Father Pavone said Roe vs. Wade and Doe vs. Bolton, the 1973 Supreme Court decisions that legalized abortion during all nine months of pregnancy, have forged a separation between the choice of the mother and the independent value of the life of the child.
"Roe vs. Wade does not speak of an absolute right to privacy," he said, "the way the pro-abortion propaganda talks about."
But pro-life efforts have achieved major legal breakthroughs in recent years.
"Back in 2002, when the Born Alive Infants Protection Act was passed by Congress and signed into law by the President," Father Pavone said, "...it said that, at any stage of pregnancy, if the child is born alive, even if the birth of that child is the result of a failed abortion, that child is to be regarded as a person and treated accordingly."
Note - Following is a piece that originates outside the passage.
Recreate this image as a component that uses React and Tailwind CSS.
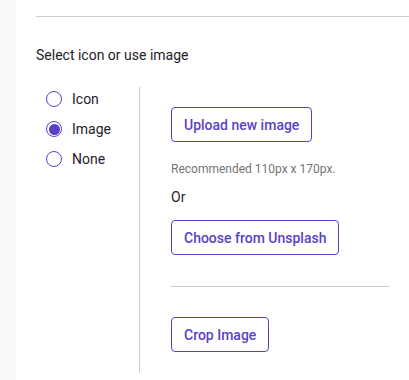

Passage of the partial-birth abortion ban into law, although challenged in court, is critical in a number of ways, he said, because "this is the first time since Roe vs. Wade that the Congress has acted, in fact, two branches of government - the legislative and the executive branch - have acted to actually ban an abortion procedure. What does that say? That says that they can."
Another new law, the Unborn Victims of Violence Act, significantly increases the status of the child in the womb.
"The Unborn Victims of Violence Act declares, for the purposes of federal law, that children injured or killed during the commission of a federal crime while still in the womb are, in fact, regarded as victims," he said. "What this law is doing on a psychological level is increasing what we call cognitive dissonance ... people see a contradiction."
He said common sense asks the question of how an abortion can be legal when this new law makes the death of a preborn child illegal.
"What's at stake here in this [presidential] election is the Supreme Court itself," he said. "There will be changes in the next few years."
If Americans vote to support the sanctity and dignity of life in this election, Father Pavone said, they will help to elect pro-life judges on the nation's highest court who will make judicial decisions on key policies that will affect us, our children and our children's children for years to come.